Start of GIVEN MATERIAL

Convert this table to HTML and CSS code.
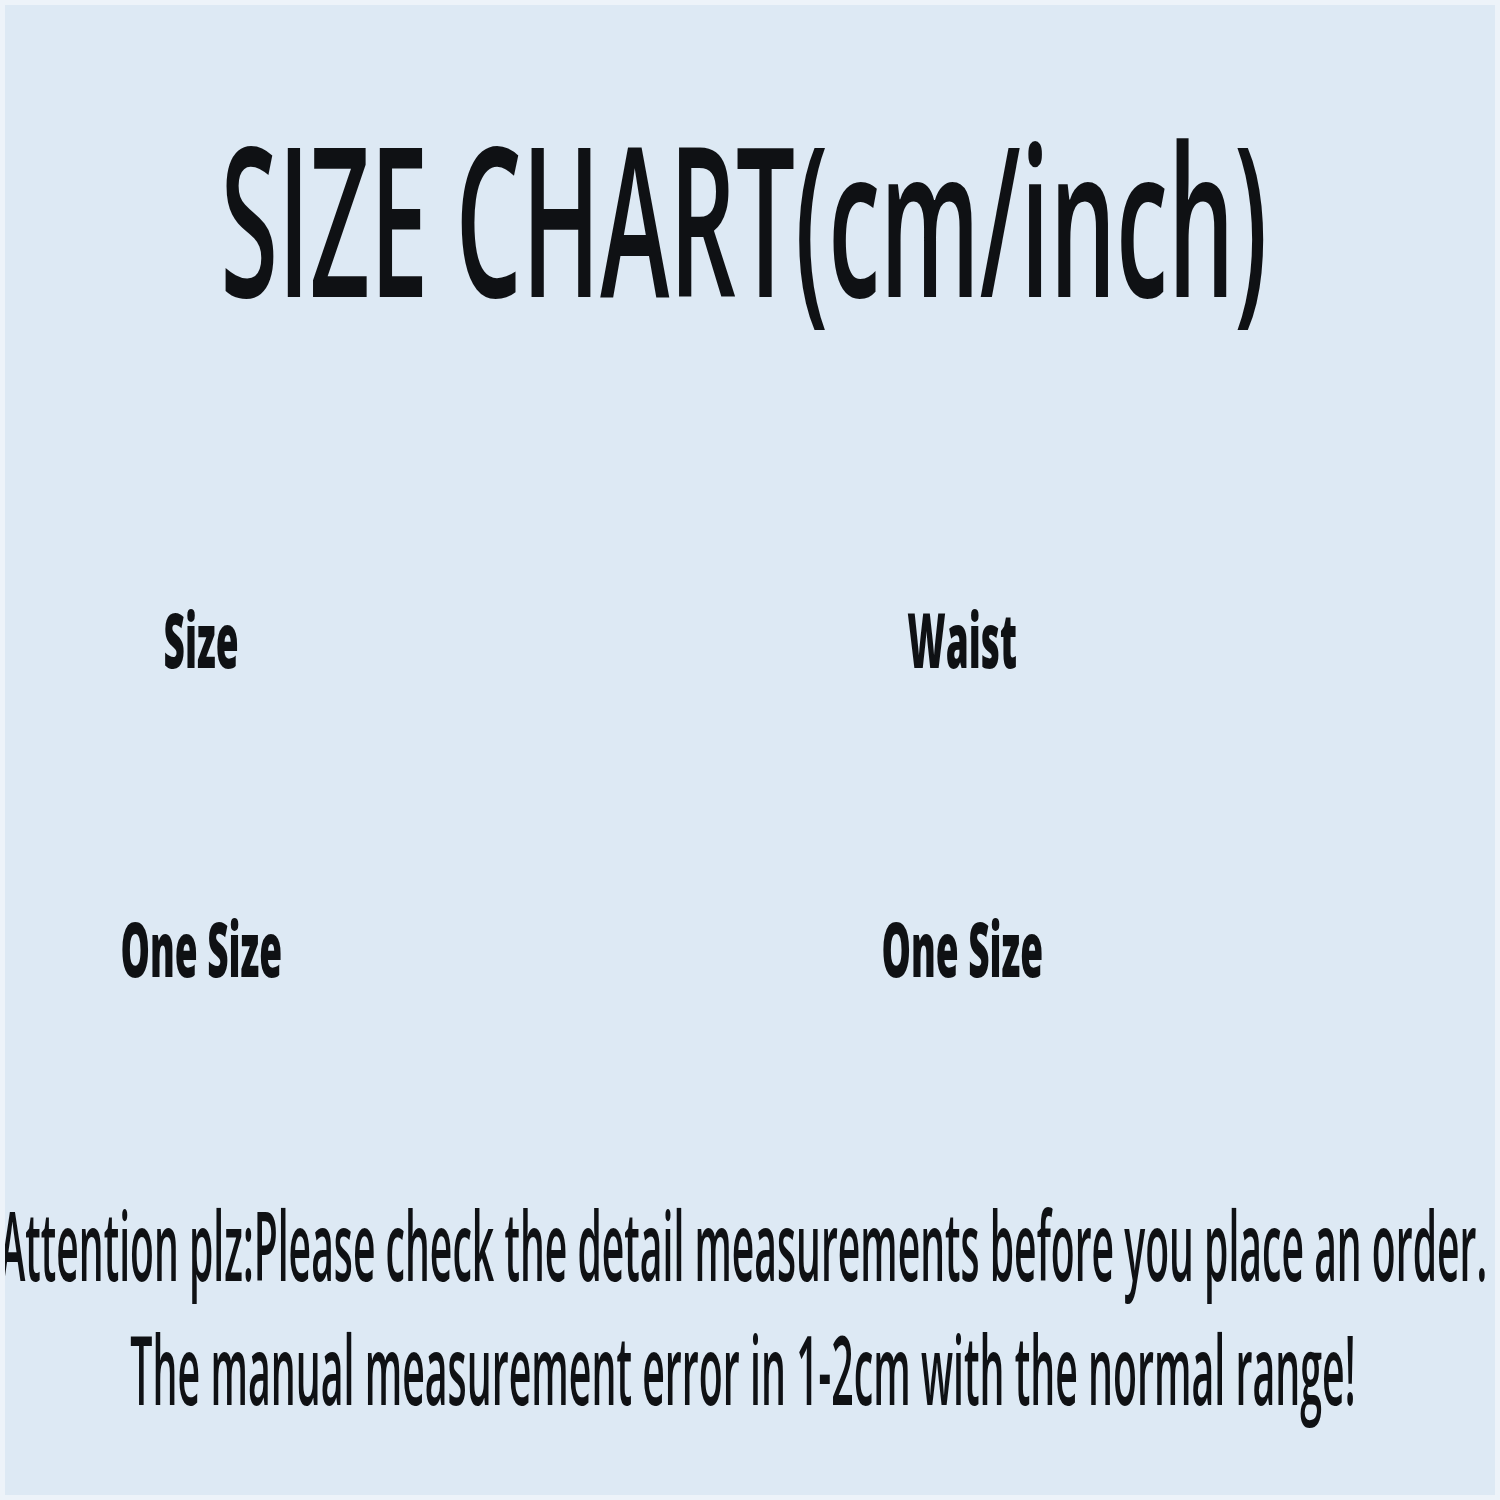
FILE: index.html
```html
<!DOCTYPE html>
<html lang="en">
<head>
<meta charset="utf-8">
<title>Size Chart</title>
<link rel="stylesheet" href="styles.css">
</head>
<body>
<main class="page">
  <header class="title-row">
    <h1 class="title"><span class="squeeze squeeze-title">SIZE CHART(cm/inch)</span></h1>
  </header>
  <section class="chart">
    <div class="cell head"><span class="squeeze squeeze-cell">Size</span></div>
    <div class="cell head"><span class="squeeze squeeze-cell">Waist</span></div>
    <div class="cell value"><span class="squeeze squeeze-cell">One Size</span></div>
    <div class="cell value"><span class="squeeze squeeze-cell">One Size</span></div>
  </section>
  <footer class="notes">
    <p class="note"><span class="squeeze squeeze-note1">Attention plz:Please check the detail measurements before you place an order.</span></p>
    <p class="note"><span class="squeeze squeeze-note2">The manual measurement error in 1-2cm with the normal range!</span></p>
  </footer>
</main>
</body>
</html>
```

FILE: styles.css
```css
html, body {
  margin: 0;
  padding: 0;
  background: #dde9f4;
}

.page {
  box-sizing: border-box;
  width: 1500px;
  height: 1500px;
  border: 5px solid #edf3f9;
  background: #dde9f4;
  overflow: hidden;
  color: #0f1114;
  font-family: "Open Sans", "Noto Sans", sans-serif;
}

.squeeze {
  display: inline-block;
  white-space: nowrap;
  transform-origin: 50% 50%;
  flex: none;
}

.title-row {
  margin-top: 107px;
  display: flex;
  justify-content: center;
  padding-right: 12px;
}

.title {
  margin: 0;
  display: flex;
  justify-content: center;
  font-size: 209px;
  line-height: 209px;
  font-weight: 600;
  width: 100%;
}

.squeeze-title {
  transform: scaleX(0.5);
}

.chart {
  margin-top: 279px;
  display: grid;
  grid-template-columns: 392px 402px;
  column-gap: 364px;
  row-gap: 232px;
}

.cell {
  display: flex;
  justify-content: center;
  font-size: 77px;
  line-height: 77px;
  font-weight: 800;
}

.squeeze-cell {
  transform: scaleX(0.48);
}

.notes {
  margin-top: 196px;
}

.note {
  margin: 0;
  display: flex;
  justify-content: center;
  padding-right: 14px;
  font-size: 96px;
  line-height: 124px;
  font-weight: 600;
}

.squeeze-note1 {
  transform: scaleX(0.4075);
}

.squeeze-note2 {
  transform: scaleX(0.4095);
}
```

End of GIVEN MATERIAL

JOB:
Leave out the pictures and transcribe everything else exactly.

COMPLETE ANSWER:
Convert this table to HTML and CSS code.
FILE: index.html
```html
<!DOCTYPE html>
<html lang="en">
<head>
<meta charset="utf-8">
<title>Size Chart</title>
<link rel="stylesheet" href="styles.css">
</head>
<body>
<main class="page">
  <header class="title-row">
    <h1 class="title"><span class="squeeze squeeze-title">SIZE CHART(cm/inch)</span></h1>
  </header>
  <section class="chart">
    <div class="cell head"><span class="squeeze squeeze-cell">Size</span></div>
    <div class="cell head"><span class="squeeze squeeze-cell">Waist</span></div>
    <div class="cell value"><span class="squeeze squeeze-cell">One Size</span></div>
    <div class="cell value"><span class="squeeze squeeze-cell">One Size</span></div>
  </section>
  <footer class="notes">
    <p class="note"><span class="squeeze squeeze-note1">Attention plz:Please check the detail measurements before you place an order.</span></p>
    <p class="note"><span class="squeeze squeeze-note2">The manual measurement error in 1-2cm with the normal range!</span></p>
  </footer>
</main>
</body>
</html>
```

FILE: styles.css
```css
html, body {
  margin: 0;
  padding: 0;
  background: #dde9f4;
}

.page {
  box-sizing: border-box;
  width: 1500px;
  height: 1500px;
  border: 5px solid #edf3f9;
  background: #dde9f4;
  overflow: hidden;
  color: #0f1114;
  font-family: "Open Sans", "Noto Sans", sans-serif;
}

.squeeze {
  display: inline-block;
  white-space: nowrap;
  transform-origin: 50% 50%;
  flex: none;
}

.title-row {
  margin-top: 107px;
  display: flex;
  justify-content: center;
  padding-right: 12px;
}

.title {
  margin: 0;
  display: flex;
  justify-content: center;
  font-size: 209px;
  line-height: 209px;
  font-weight: 600;
  width: 100%;
}

.squeeze-title {
  transform: scaleX(0.5);
}

.chart {
  margin-top: 279px;
  display: grid;
  grid-template-columns: 392px 402px;
  column-gap: 364px;
  row-gap: 232px;
}

.cell {
  display: flex;
  justify-content: center;
  font-size: 77px;
  line-height: 77px;
  font-weight: 800;
}

.squeeze-cell {
  transform: scaleX(0.48);
}

.notes {
  margin-top: 196px;
}

.note {
  margin: 0;
  display: flex;
  justify-content: center;
  padding-right: 14px;
  font-size: 96px;
  line-height: 124px;
  font-weight: 600;
}

.squeeze-note1 {
  transform: scaleX(0.4075);
}

.squeeze-note2 {
  transform: scaleX(0.4095);
}
```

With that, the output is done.